The restaurant The Hills stands at the center of Matias Faldbakken’s new novel, a story of waiters and regulars, chandeliers and cloakroom attendants, mezzanines and storage cellars, bar managers and in-house pianists. It’s a continental interior that greets the visitor as they enter the premises, a downtrodden mosaic of concentric circles on the floor and walls covered in portraits, drawings, paintings and stamps. The one who guides the reader through this landscape is a waiter at the establishment, a veteran of thirteen years. With utter discretion and a complete knowledge of all that goes on in his domain, he is the eyes and ears of the novel.
The ideas and ambience of old Europe are carefully guarded at the run-down restaurant. A well-established order wherein everything has its place rules, and little to nothing of the outside world intrudes. Until the threat of unrest and change comes anyway, in the innocuous form of a young woman quietly taking a seat among the regulars.
The Hills is an unexpected, smart and entertaining novel about collapsing structures and a world caught somewhere between diligence and decay. Matias Faldbakken possesses a rare talent for observation and an uncompromising eye for detail and humor as he pushes the performances of the novel to the point of absurdity, and does so in a manner that evokes a sense of unease as well as gravity.
It seems so effortlessly and candidly written, but truly The Hills numbers among the most uncompromising works I have read in very long time. A unique read many ought to treat themselves to.
A unique author. /.../ Faldbakken’s depictions of the restaurant and its clientele arouse associations to the German painter George Grosz: precise but caricatured, classic but cartoonish and fairly dark and grotesque.
The Hills is like a bout of laughter free from worries, often devilishly funny, but can also be read as an allegorical chamber play about how the transactions of capitalism are carried out.
The Hills is obviously written by a very talented author. /.../ The classical literary quality is effective to the highest degree.
An elegantly formed parody, characterized by excess and humour, sharp observations and piercing social criticism. /.../ The Hills is a grand and amusing read, with an added dose of discomfort. Matias Faldbakken demonstrates with this novel that he is an author in a class of his own.
The Hills is a novel you will have a hard time putting out of your mind. /.../ This is something of a gem.
Old and new ideas are served with a lovely lightness and warm irony in Matias Faldbakken’s literary comeback. /.../ Faldbakken anno 2017 seems more in tune with traditional, humanist literature. For that reason, The Hills is more scaled-down, but also infinitely more fun to digest.
Well served. Faldbakken’s new novel represents an intelligent variation in his authorship. /.../ The prose gives the book an intensity that stands in nice contrast to the undramatic external plot.
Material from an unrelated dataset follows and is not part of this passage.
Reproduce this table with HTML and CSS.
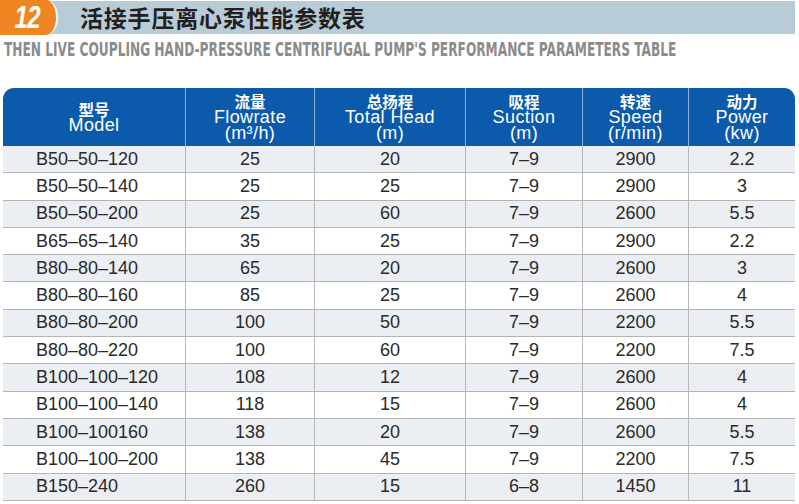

The portraits of both place and narrator come alive with great attention to detail.
The Hills [is] one of the most entertaining books I’ve read in a long while /.../ [it] brings to mind novels like Thomas Mann’s The Magic Mountain, where the character gallery – placed at a spa in the Alps – forms a miniature Europe that encourages analysis of history as well as the present day.
The Hills is an extraordinarily strong novel. /…/ One can tell that the author is an artist, a brilliant seer. /…/ I knew that he could portray the unrestrained and the ignoble, but not that he also had a talent to hint so elegantly about light. One of this year’s best novels.